It's hard to beat the utter simplicity of the standard Locost 4-link with parallel arms. It's NOT optimal, but it's very well behaved, generally speaking, and for a street car, a good choice. Packaging is also easy for a standard Locost chassis. If you build in adjustability to the links, it's also very "tuneable." The lateral locator is key to roll center height with the standard Locost 4-link design.
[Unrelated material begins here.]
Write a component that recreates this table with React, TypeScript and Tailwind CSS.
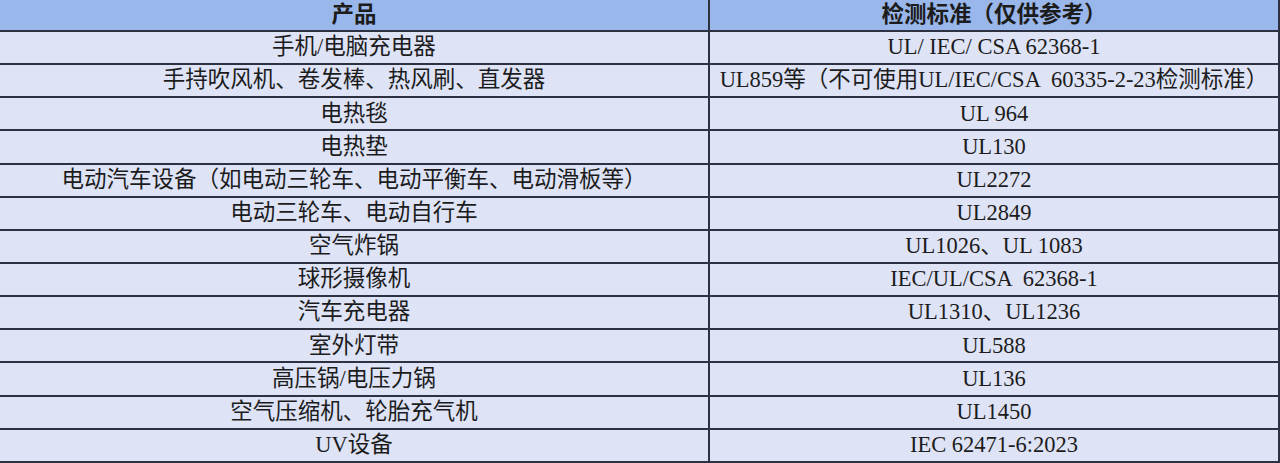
import React from 'react';

const rows: [string, string][] = [
  ['手机/电脑充电器', 'UL/ IEC/ CSA 62368-1'],
  ['手持吹风机、卷发棒、热风刷、直发器', 'UL859等（不可使用UL/IEC/CSA  60335-2-23检测标准）'],
  ['电热毯', 'UL 964'],
  ['电热垫', 'UL130'],
  ['电动汽车设备（如电动三轮车、电动平衡车、电动滑板等）', 'UL2272'],
  ['电动三轮车、电动自行车', 'UL2849'],
  ['空气炸锅', 'UL1026、UL 1083'],
  ['球形摄像机', 'IEC/UL/CSA  62368-1'],
  ['汽车充电器', 'UL1310、UL1236'],
  ['室外灯带', 'UL588'],
  ['高压锅/电压力锅', 'UL136'],
  ['空气压缩机、轮胎充气机', 'UL1450'],
  ['UV设备', 'IEC 62471-6:2023'],
];

const font = "font-['Liberation_Serif','Noto_Sans_CJK_SC',serif]";

export default function App() {
  return (
    <div className={`w-[1280px] h-[463px] bg-white text-[#1c1c1c] text-[22.5px] ${font}`}>
      <div className="w-[1280px] border-r-2 border-[#2e3240]">
        <div className="grid grid-cols-[710px_1fr] h-[32px] bg-[#9ab7eb] border-b-2 border-[#2e3240] font-bold">
          <div className="flex items-center justify-center border-r-2 border-[#2e3240] leading-none">产品</div>
          <div className="flex items-center justify-center leading-none">检测标准（仅供参考）</div>
        </div>
        {rows.map(([product, standard], i) => (
          <div key={i} className="grid grid-cols-[710px_1fr] h-[33.15px] bg-[#dee3f6] border-b-2 border-[#2e3240]">
            <div className="flex items-center justify-center border-r-2 border-[#2e3240] leading-none whitespace-nowrap">{product}</div>
            <div className="flex items-center justify-center leading-none whitespace-pre">{standard}</div>
          </div>
        ))}
      </div>
    </div>
  );
}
3-links are simpler (in theory), but also sensitive to the location of the top link off-center, and to it's length, as well as it's angle in space. I have no information on your Alfa Romeo, or what the engineers who designed were thinking, but it does sound like they used some of those considerations in their design. Now, will your stock 3-link set-up work as well in your Locost as it did in the Alfa? Unless you do an analysis of the Alfa design, that's pretty much unknowable because you won't know what kinds of torques and forces it was designed to produce and how that will work in your chassis, especially in combination with your front suspension design, which is likely different from the Alfa.
Probably the most modern, understandable, and compact book on 3- and 4-link suspension design is "Advanced Race Car Chassis Technology" by Bob Bolles. He covers all these issues plus a bunch you probably have not considered yet.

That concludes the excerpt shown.